The right to be offended

A recent study from Fairleigh Dickinson University’s PublicMind found that 68 percent of Americans agreed with the idea that “a big problem this country has is being politically correct,” an assertion that comes directly from the mouth of none other than Donald Trump. One of the most common arguments against politically correct (PC) behavior is that it hampers freedom of speech. From one perspective, this may be the case, but looking at the concept from a more objective standpoint reveals that the opposite may in fact be true.

Political correctness is the active avoidance of language or behavior that aims to either exclude, marginalize or insult people who are considered “socially disadvantaged”. Like anything, it’s best done in moderation: college students will forever have off-color humor, but there’s a difference between situational comedy and intentionally hurtful language. The term has come to be associated with censorship in some circles, though that isn’t a valid connection to make. To illustrate this difference, it’s best to look at these ideas from the perspectives of those who believe them.

In a post on the Excelsior Spring Standard titled “Calling me Politically Incorrect Violates my Freedom of Speech”, a self-proclaimed good Christian woman recounts her experience having been told that she used language that was offensive to her conversation partner and was being “politically incorrect.” She pointedly noted: “… I was made to feel like I should be censored.” While this could be very true, it’s important to note that she was not, in fact, censored.
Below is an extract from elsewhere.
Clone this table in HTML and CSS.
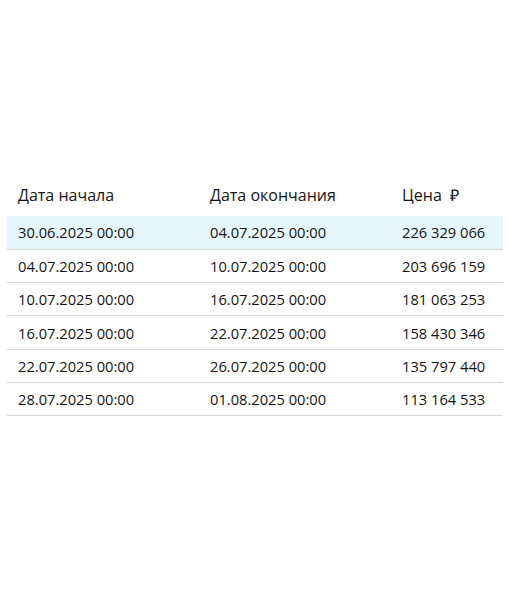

Rather, she was able go online and write an entire article about how she disagrees with political correctness. This seems like a prime example of freedom of speech being exercised by both parties, rather than the censorship of one in favor of another.

The key thing to remember about political correctness is that, in the words of Guardian columnist Jessica Valenti, “PC culture is not about your freedom of speech. It’s about our freedom to be offended.” Provided the movement is used as a tool to give minorities a language with which to discuss their struggles and prompt dialogue in a beneficial light, we fail to see any sort of downsides to its growing momentum. So go forth — share your controversial ideas, talk about race and gender and respond to the views of others. That this kind of exchange can even happen indicates that our freedom of speech is thriving and well-worth exercising… just don’t cry censorship when someone disagrees with you.